Some fans of the University of Kentucky are perhaps taking their basketball a little too seriously.

Anyone who has watched the NCAA Tournament this year has undoubtedly seen this commercial from UPS called The Logistics of a Game-Winning Shot. It features the 1992 NCAA regional final between Duke and Kentucky which the Blue Devils won on a last second shot by Christian Laettner.

The video is undoubtedly a painful memory for UK fans, but it is apropos of the moment. It is possibly the greatest game in the history of the NCAA Tournament, and certainly one of the most memorable moments associated with March Madness.

But, it has angered some UK fans who feel that UPS is rubbing salt in the 20 year-old wound. Lest it seem as though it is a tiny subset of Kentucky fans, the complaints have grown loud enough that UPS PR Manager Mark Dickens has posted a long piece on their blog about why UPS feels the commercial is justified.

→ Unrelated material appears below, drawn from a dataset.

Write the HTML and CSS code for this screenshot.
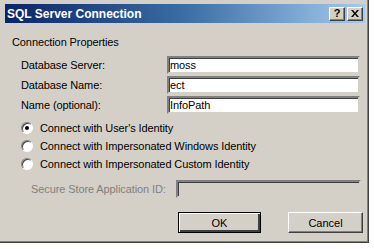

UPS has left the comments open on the posting, and that is where things got truly zany. The first dozen or so commenters are all in the vein of Terry Wilder who posted:

Do you really think using this ad will boost business? I will not use UPS again. I will use Fed Ex or the U.S. mail. I'm sure you don't care, however it will make me feel better every time the U.S. mail truck or the Fed Ex truck makes my deliveries. Hows that for logistics?

Undoubtedly, Wilder is a passionate fan, but he is not the only one. Thirteen of the 37 comments either call for a UPS boycott or insist that the poster will never use the company again.

Some fans even accuse UPS of trying to rattle Kentucky's current team by airing the spot. It bears mentioning that some of the Kentucky players were not born when the game was played, in fact, Kentucky's oldest player Eloy Vargas was about 3 and a half years old when the game was played.

It bears mentioning that UPS is based in Louisville, Kentucky, about 75 miles from the campus of the University of Kentucky in Lexington. It seems that some of the anger stems from a betrayal, by a company that many Kentuckians view as local.

More than anything, it shows the incredible power of the NCAA Tournament and the fierce loyalty that college basketball fans have.

But what do you think? Have Wildcat fans gone off the deep end, or do they have a point? Is it smart business for a company to trade on the loyalties of sports fans? Have your say in the comments below.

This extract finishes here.